Short problem
Write out the data below exactly as given, without any of its pictures.

+ + + + +

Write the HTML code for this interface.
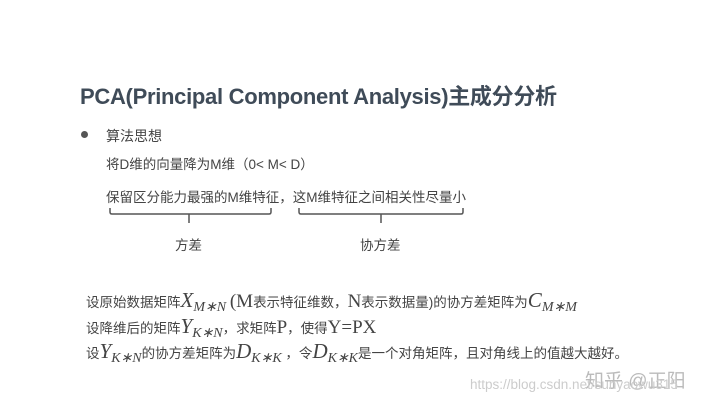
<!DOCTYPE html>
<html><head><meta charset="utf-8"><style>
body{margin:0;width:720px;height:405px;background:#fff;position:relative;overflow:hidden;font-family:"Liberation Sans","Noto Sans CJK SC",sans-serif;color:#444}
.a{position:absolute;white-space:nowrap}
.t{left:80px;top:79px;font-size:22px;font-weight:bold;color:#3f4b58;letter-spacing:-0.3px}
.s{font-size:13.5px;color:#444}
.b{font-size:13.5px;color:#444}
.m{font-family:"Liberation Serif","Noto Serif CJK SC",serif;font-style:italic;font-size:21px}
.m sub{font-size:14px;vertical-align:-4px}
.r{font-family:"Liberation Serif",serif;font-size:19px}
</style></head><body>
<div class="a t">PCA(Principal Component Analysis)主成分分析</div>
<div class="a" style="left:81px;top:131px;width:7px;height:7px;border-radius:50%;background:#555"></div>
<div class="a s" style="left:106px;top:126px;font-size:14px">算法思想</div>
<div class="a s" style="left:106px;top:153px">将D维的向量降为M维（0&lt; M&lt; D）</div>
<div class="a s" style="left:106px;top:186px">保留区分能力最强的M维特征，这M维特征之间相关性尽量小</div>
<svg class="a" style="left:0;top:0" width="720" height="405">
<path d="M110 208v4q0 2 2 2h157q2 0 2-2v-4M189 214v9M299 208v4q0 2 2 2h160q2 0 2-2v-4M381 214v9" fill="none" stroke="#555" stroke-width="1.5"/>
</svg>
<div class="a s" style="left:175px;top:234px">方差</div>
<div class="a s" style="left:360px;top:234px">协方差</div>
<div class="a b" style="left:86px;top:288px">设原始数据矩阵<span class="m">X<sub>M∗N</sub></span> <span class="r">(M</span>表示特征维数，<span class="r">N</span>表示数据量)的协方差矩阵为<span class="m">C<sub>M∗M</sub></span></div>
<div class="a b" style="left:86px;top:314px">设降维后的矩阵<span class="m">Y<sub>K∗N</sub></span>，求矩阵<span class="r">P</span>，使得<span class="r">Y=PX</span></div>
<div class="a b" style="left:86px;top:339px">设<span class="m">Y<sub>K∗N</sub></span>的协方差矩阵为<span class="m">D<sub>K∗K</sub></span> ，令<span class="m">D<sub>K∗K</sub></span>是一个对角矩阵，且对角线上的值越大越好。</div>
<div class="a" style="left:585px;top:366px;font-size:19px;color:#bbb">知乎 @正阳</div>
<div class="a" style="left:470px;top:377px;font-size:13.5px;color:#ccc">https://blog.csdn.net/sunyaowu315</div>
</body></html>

+ + + + +

Full answer
Write the HTML code for this interface.
<!DOCTYPE html>
<html><head><meta charset="utf-8"><style>
body{margin:0;width:720px;height:405px;background:#fff;position:relative;overflow:hidden;font-family:"Liberation Sans","Noto Sans CJK SC",sans-serif;color:#444}
.a{position:absolute;white-space:nowrap}
.t{left:80px;top:79px;font-size:22px;font-weight:bold;color:#3f4b58;letter-spacing:-0.3px}
.s{font-size:13.5px;color:#444}
.b{font-size:13.5px;color:#444}
.m{font-family:"Liberation Serif","Noto Serif CJK SC",serif;font-style:italic;font-size:21px}
.m sub{font-size:14px;vertical-align:-4px}
.r{font-family:"Liberation Serif",serif;font-size:19px}
</style></head><body>
<div class="a t">PCA(Principal Component Analysis)主成分分析</div>
<div class="a" style="left:81px;top:131px;width:7px;height:7px;border-radius:50%;background:#555"></div>
<div class="a s" style="left:106px;top:126px;font-size:14px">算法思想</div>
<div class="a s" style="left:106px;top:153px">将D维的向量降为M维（0&lt; M&lt; D）</div>
<div class="a s" style="left:106px;top:186px">保留区分能力最强的M维特征，这M维特征之间相关性尽量小</div>
<svg class="a" style="left:0;top:0" width="720" height="405">
<path d="M110 208v4q0 2 2 2h157q2 0 2-2v-4M189 214v9M299 208v4q0 2 2 2h160q2 0 2-2v-4M381 214v9" fill="none" stroke="#555" stroke-width="1.5"/>
</svg>
<div class="a s" style="left:175px;top:234px">方差</div>
<div class="a s" style="left:360px;top:234px">协方差</div>
<div class="a b" style="left:86px;top:288px">设原始数据矩阵<span class="m">X<sub>M∗N</sub></span> <span class="r">(M</span>表示特征维数，<span class="r">N</span>表示数据量)的协方差矩阵为<span class="m">C<sub>M∗M</sub></span></div>
<div class="a b" style="left:86px;top:314px">设降维后的矩阵<span class="m">Y<sub>K∗N</sub></span>，求矩阵<span class="r">P</span>，使得<span class="r">Y=PX</span></div>
<div class="a b" style="left:86px;top:339px">设<span class="m">Y<sub>K∗N</sub></span>的协方差矩阵为<span class="m">D<sub>K∗K</sub></span> ，令<span class="m">D<sub>K∗K</sub></span>是一个对角矩阵，且对角线上的值越大越好。</div>
<div class="a" style="left:585px;top:366px;font-size:19px;color:#bbb">知乎 @正阳</div>
<div class="a" style="left:470px;top:377px;font-size:13.5px;color:#ccc">https://blog.csdn.net/sunyaowu315</div>
</body></html>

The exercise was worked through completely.